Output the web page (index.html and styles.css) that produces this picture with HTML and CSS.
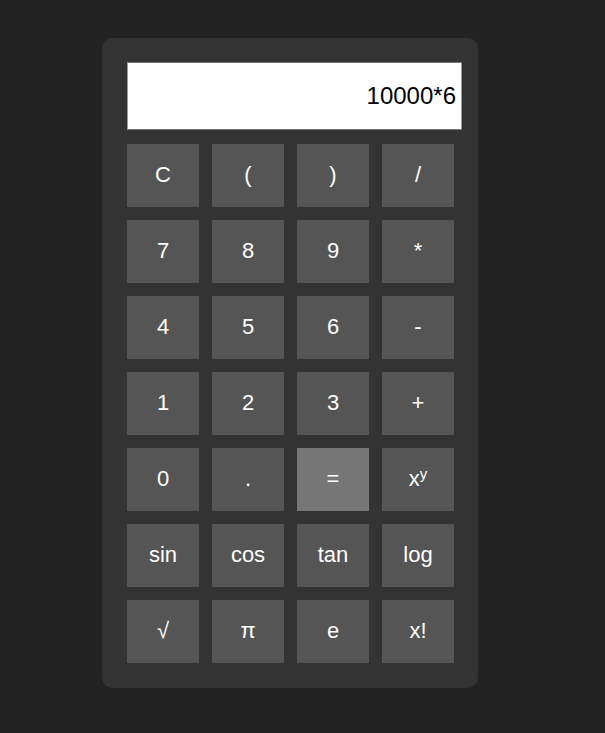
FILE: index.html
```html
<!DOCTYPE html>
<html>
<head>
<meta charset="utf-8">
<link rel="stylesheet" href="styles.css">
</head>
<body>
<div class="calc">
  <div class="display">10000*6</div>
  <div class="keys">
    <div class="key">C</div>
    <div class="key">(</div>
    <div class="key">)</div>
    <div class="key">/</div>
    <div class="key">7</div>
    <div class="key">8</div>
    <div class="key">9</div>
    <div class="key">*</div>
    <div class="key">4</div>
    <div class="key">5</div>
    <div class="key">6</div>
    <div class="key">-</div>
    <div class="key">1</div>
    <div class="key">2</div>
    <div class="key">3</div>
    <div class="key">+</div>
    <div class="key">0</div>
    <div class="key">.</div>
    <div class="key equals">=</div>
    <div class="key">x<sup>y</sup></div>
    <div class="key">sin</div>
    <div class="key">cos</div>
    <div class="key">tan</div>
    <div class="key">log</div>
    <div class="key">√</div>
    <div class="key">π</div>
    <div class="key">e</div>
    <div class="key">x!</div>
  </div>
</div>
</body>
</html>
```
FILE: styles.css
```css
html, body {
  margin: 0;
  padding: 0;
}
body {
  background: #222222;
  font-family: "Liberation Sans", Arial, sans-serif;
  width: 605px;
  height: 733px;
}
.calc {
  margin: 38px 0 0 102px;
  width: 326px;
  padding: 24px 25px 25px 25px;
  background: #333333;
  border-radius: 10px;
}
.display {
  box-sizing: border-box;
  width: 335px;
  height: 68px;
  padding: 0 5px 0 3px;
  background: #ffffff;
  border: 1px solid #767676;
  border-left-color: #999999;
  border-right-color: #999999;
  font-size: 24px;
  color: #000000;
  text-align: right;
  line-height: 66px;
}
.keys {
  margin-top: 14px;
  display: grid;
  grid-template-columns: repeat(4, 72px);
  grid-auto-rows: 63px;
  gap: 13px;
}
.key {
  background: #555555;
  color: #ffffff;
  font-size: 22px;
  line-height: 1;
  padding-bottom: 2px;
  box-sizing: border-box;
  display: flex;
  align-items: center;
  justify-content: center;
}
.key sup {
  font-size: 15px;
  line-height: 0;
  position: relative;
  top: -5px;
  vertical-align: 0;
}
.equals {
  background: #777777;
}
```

--- --- ---

Where a line above contains the string "index", copy that line.

Written answer:
Output the web page (index.html and styles.css) that produces this picture with HTML and CSS.
FILE: index.html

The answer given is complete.